GE’s CTO Mark Little on tech leaps in 2013, and 2012’s Christmas Netflix outage
GE’s CTO Mark Little on tech leaps in 2013, and 2012’s Christmas Netflix outage
This holiday week we are looking into the future of tech in 2013. Our first guide is General Electric’s chief technology officer Mark Little. He’s looking closely at the energy industry.
“We see incredible advances in driving up efficiency,” says Little, “lowering emissions from products, driving clean technologies around wind turbines and solar, driving grid efficiency, a new suite of aircraft engine technologies coming out that drive up power and efficiency making transportation cleaner and more efficient.”
GE has been working a more efficient tech — like tiny cooling devices that could make our laptops and tablets even thinner. But there have been huge leaps and bounds in big tech, too, like the extraction of fossil fuels. That will mean big things for the natural gas industry (and its opponents) in 2013 as well.
“There is an explosion in the availability of natural gas in the United States,” says Little. “We have technologies that do it today, but tomorrow we’ll be able to do it at half the energy input, and that explosion in natural gas is going to lead to more use of natural gas and power generation and we have advanced technologies coming out in large gas turbines and even smaller gas turbines that can both drive to new efficiency levels, and to more flexibility of speed of ramping up and ramping down to accommodate the renewables.”
Little’s company is working on some of those renewables.
“Ten years ago GE did not have a renewables business,” he says. “The wind industry was fragmented, it was small. The wind turbines were not very efficient or effective and very costly. We put a lot of technology in there and we now have a $7.5 billion dollar business that is a great part of our portfolio.”
The company’s working on more powerful jet engines as well. Little says GE is preparing to release new engines that are 15 percent more fuel efficient and make less noise. That may not sound like much, but he says it’s significant.

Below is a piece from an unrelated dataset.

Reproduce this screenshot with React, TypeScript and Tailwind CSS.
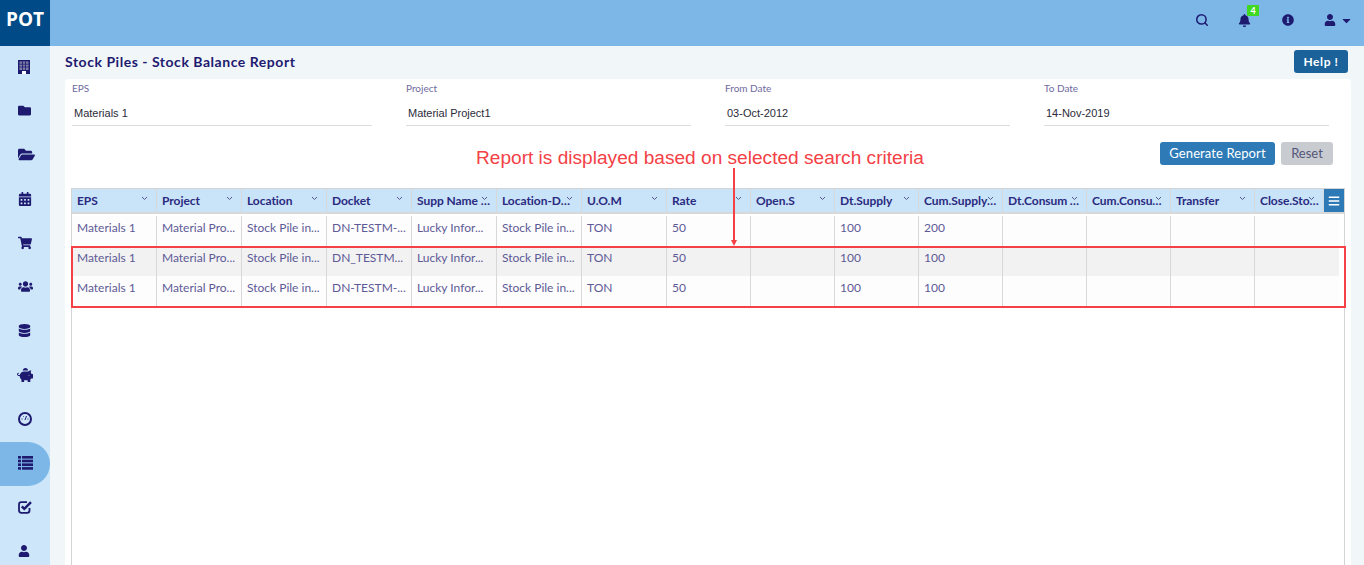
import {
  FaBars,
  FaBell,
  FaCalendarAlt,
  FaCaretDown,
  FaDatabase,
  FaFolder,
  FaFolderOpen,
  FaInfoCircle,
  FaPiggyBank,
  FaShoppingCart,
  FaUser,
  FaUsers,
} from 'react-icons/fa';
import { Search } from 'lucide-react';

function BuildingIcon() {
  return (
    <svg width="12" height="14" viewBox="0 0 12 14">
      <rect width="12" height="14" fill="#1e1a70" />
      <rect x="1.5" y="1.5" width="9" height="8.5" fill="#7d7fa8" />
      <path d="M4.5 1.5V10M7.5 1.5V10M1.5 4.2H10.5M1.5 7H10.5" stroke="#1e1a70" strokeWidth="0.8" />
      <rect x="4" y="11" width="4" height="3" fill="#ffffff" />
    </svg>
  );
}

function GaugeIcon() {
  return (
    <svg width="14" height="14" viewBox="0 0 14 14">
      <circle cx="7" cy="7" r="6" fill="none" stroke="#1e1a70" strokeWidth="2" />
      <path d="M7 8L8.5 4M3.5 7H4.5M9.5 7H10.5M5 4.5H5.6" stroke="#1e1a70" strokeWidth="1" />
    </svg>
  );
}

function ListIcon() {
  return (
    <svg width="15" height="14" viewBox="0 0 15 14" fill="#1e1a70">
      <rect y="0" width="3" height="2.6" />
      <rect x="4" y="0" width="11" height="2.6" />
      <rect y="3.7" width="3" height="2.6" />
      <rect x="4" y="3.7" width="11" height="2.6" />
      <rect y="7.4" width="3" height="2.6" />
      <rect x="4" y="7.4" width="11" height="2.6" />
      <rect y="11.1" width="3" height="2.6" />
      <rect x="4" y="11.1" width="11" height="2.6" />
    </svg>
  );
}

function CheckIcon() {
  return (
    <svg width="15" height="14" viewBox="0 0 15 14">
      <path d="M11.5 8V10.5C11.5 11.9 10.6 12.8 9.2 12.8H3.3C1.9 12.8 1 11.9 1 10.5V4.5C1 3.1 1.9 2.2 3.3 2.2H9" fill="none" stroke="#1e1a70" strokeWidth="1.8" />
      <path d="M3.8 6.4L6.3 8.9L13 2.2" fill="none" stroke="#1e1a70" strokeWidth="2.4" />
    </svg>
  );
}

const navIcons = [
  { el: <BuildingIcon /> },
  { el: <FaFolder size={13} /> },
  { el: <FaFolderOpen size={17} /> },
  { el: <FaCalendarAlt size={14} className="w-[14px]" /> },
  { el: <FaShoppingCart size={14} /> },
  { el: <FaUsers size={15} /> },
  { el: <FaDatabase size={13} /> },
  { el: <FaPiggyBank size={16} className="-ml-[1px]" /> },
  { el: <GaugeIcon /> },
  { el: <ListIcon />, active: true },
  { el: <CheckIcon /> },
  { el: <FaUser size={12} /> },
];

const fields = [
  { label: 'EPS', value: 'Materials 1', width: 'w-[300px]' },
  { label: 'Project', value: 'Material Project1', width: 'w-[285px]' },
  { label: 'From Date', value: '03-Oct-2012', width: 'w-[285px]' },
  { label: 'To Date', value: '14-Nov-2019', width: 'w-[285px]' },
];

const columns = [
  { name: 'EPS', width: 'w-[85px]', pad: 'pr-[4px]' },
  { name: 'Project', width: 'w-[85px]', pad: 'pr-[4px]' },
  { name: 'Location', width: 'w-[85px]', pad: 'pr-[4px]' },
  { name: 'Docket', width: 'w-[85px]', pad: 'pr-[4px]' },
  { name: 'Supp Name Info', width: 'w-[85px]', pad: 'pr-[4px]' },
  { name: 'Location-Details', width: 'w-[85px]', pad: 'pr-[8px]' },
  { name: 'U.O.M', width: 'w-[85px]', pad: 'pr-[4px]' },
  { name: 'Rate', width: 'w-[84px]', pad: 'pr-[4px]' },
  { name: 'Open.S', width: 'w-[84px]', pad: 'pr-[4px]' },
  { name: 'Dt.Supply', width: 'w-[84px]', pad: 'pr-[4px]' },
  { name: 'Cum.Supply Total', width: 'w-[84px]', pad: 'pr-[4px]' },
  { name: 'Dt.Consum Total', width: 'w-[84px]', pad: 'pr-[4px]' },
  { name: 'Cum.Consumption', width: 'w-[84px]', pad: 'pr-[4px]' },
  { name: 'Transfer', width: 'w-[84px]', pad: 'pr-[4px]' },
  { name: 'Close.Stock', width: 'w-[69px]', pad: 'pr-[4px]' },
];

const rows = [
  { id: 1, docket: 'DN-TESTM-...', cum: '200', bg: 'bg-[#fdfdfd]' },
  { id: 2, docket: 'DN_TESTM...', cum: '100', bg: 'bg-[#f2f2f2]' },
  { id: 3, docket: 'DN-TESTM-...', cum: '100', bg: 'bg-[#fdfdfd]' },
];

export default function App() {
  return (
    <div className="h-[565px] w-[1364px] overflow-hidden flex flex-col bg-[#f1f6f9] font-['Lato',sans-serif] text-[#1e1a70]">
      {/* TOP BAR */}
      <header className="h-[46px] shrink-0 flex items-center bg-[#7db7e8]">
        <div className="w-[50px] h-full bg-[#004b87] flex items-center justify-center pb-[8px] text-white text-[19px] font-bold font-['Open_Sans',sans-serif]">
          POT
        </div>
        <div className="ml-auto flex items-center h-full">
          <Search size={14} strokeWidth={2.6} className="mr-[29px] mb-[6px]" />
          <div className="relative mr-[31px] mb-[6px]">
            <FaBell size={13} />
            <span className="absolute -top-[9px] left-[9px] w-[12px] h-[11px] rounded-[1px] bg-[#3fd920] text-white text-[9px] font-bold leading-[11px] text-center">
              4
            </span>
          </div>
          <FaInfoCircle size={12} className="mr-[30px] mb-[6px]" />
          <FaUser size={12} className="mr-[4px] mb-[6px]" />
          <FaCaretDown size={13} className="mr-[11px] mb-[6px]" />
        </div>
      </header>

      <div className="flex-1 flex min-h-0">
        {/* SIDEBAR */}
        <nav className="w-[50px] shrink-0 bg-[#cde6fa] flex flex-col">
          {navIcons.map((item, i) => (
            <div
              key={i}
              className={`h-[44px] shrink-0 flex items-center pl-[18px] pb-[3px] ${item.active ? 'bg-[#7db7e8] rounded-r-[22px]' : ''}`}
            >
              {item.el}
            </div>
          ))}
        </nav>

        {/* CONTENT */}
        <main className="flex-1 min-w-0 pl-[15px] pr-[13px] relative">
          <div className="h-[33px] flex items-center justify-between">
            <h1 className="text-[14px] font-bold tracking-[0.53px] mb-[2px]">Stock Piles - Stock Balance Report</h1>
            <button className="w-[54px] h-[23px] mr-[3px] mb-[2px] rounded-[3px] bg-[#1a6299] text-white text-[12px] font-bold tracking-[0.6px]">Help !</button>
          </div>

          <section className="h-[500px] bg-white rounded-t-[4px] px-[6px]">
            <div className="flex gap-[34px] pt-[3px] pl-[1px]">
              {fields.map((f) => (
                <div key={f.label} className={f.width}>
                  <div className="text-[10px] leading-[12px] text-[#6f6aa0]">{f.label}</div>
                  <div className="h-[33px] pt-[13px] pl-[2px] mt-[-1px] border-b border-[#dddddd] font-['Liberation_Sans',sans-serif] text-[11px] leading-[14px] text-[#2b2b3a]">
                    {f.value}
                  </div>
                </div>
              ))}
            </div>

            <div className="flex justify-end gap-[6px] pr-[12px] mt-[16px]">
              <button className="w-[115px] h-[23px] pt-[1px] rounded-[3px] bg-[#2d7ab7] text-white text-[13px] tracking-[0.1px]">Generate Report</button>
              <button className="w-[52px] h-[23px] pt-[1px] rounded-[3px] bg-[#c8ccd1] text-[#55557a] text-[13px]">Reset</button>
            </div>

            {/* GRID */}
            <div className="mt-[23px] h-[400px] border border-[#d4d4d4] bg-white">
              <div className="flex h-[25px] border-b-2 border-[#d8d8d8] bg-[#c9e3f8]">
                {columns.map((c) => (
                  <div key={c.name} className={`${c.width} ${c.pad} shrink-0 relative border-r border-[#d8d8d8] pl-[5px]`}>
                    <div className="truncate text-[12px] tracking-[-0.05px] font-bold leading-[24px] text-[#2a2a80]">{c.name}</div>
                    <svg className="absolute top-[7px] right-[8px]" width="7" height="5" viewBox="0 0 7 5">
                      <path d="M1 1L3.5 3.5L6 1" fill="none" stroke="#555a90" strokeWidth="1" />
                    </svg>
                  </div>
                ))}
                <div className="flex-1 bg-[#2d7ab7] flex items-center justify-center text-white">
                  <FaBars size={12} />
                </div>
              </div>
              <div className="h-[2px]" />

              {rows.map((r) => (
                <div key={r.id} className={`flex h-[30px] ${r.bg} mr-[5px] text-[12px] leading-[24px] text-[#5d5a96]`}>
                  {[
                    'Materials 1',
                    'Material Pro...',
                    'Stock Pile in...',
                    r.docket,
                    'Lucky Infor...',
                    'Stock Pile in...',
                    'TON',
                    '50',
                    '',
                    '100',
                    r.cum,
                    '',
                    '',
                    '',
                    '',
                  ].map((text, i) => (
                    <div
                      key={i}
                      className={`${columns[i].width} shrink-0 border-r last:border-r-0 border-[#d8d8d8] pl-[5px] whitespace-nowrap overflow-hidden`}
                    >
                      {text}
                    </div>
                  ))}
                </div>
              ))}
              <div className="h-[2px] mr-[5px] bg-[#d8d8d8]" />
            </div>
          </section>

          {/* ANNOTATION */}
          <div className="absolute left-[21px] top-[200px] w-[1275px] h-[62px] border-2 border-[#f34146] pointer-events-none" />
          <div className="absolute left-[426px] top-[100px] font-['Liberation_Sans',sans-serif] text-[19.1px] leading-[24px] text-[#f34146] whitespace-nowrap">
            Report is displayed based on selected search criteria
          </div>
          <svg className="absolute left-[680px] top-[122px]" width="8" height="79" viewBox="0 0 8 79">
            <path d="M4 0V73" stroke="#f34146" strokeWidth="2" />
            <path d="M1 72H7L4 78Z" fill="#f34146" />
          </svg>
        </main>
      </div>
    </div>
  );
}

“I was in the power business for a long time, and back in the early days of my career we used to dream about 50 percent efficiency. Now we’re talking about 62.5, 63.5 percent. You’re talking about saving billions of dollars across large systems.”
Of course, Little didn’t tell us how soon they’re going to invent a battery for my smartphone that will last a whole week. But we’re crossing our fingers. Wouldn’t that be a New Year’s miracle?
If you tried to escape the family this Christmas Eve by firing up your trusty Netflix account, you might have been Scrooged. Streaming TV shows and movies from the website shut off for devices around the country, thanks to a rare crash of the computer servers that deliver its content.
“It started about 12:30 p.m. pacific time on Monday,” says Netflix’s corporate communications director Joris Evers. “That was the result of some problems that Amazon services had–which is part of the infrastructure that we us.”
Wait…Amazon? Well yeah. Netflix is a customer of the online shopping giant’s separate web hosting business. Some of Amazon’s servers in Virginia that store Netflix content online apparently went down. The outage has shed some light on a delicate relationship between two companies, which compete for customers of streaming video. But Evers says the blackout is really more about the new frontier of storing data via cloud computing.
“It’s still very early days from a technology perspective,” he says. “You could say that this is still maybe not quite the stone age when it comes to the cloud. But it’s not far from it.”
Evers says Netflix engineers are working with Amazon to make sure this kind of outage can be avoided going forward.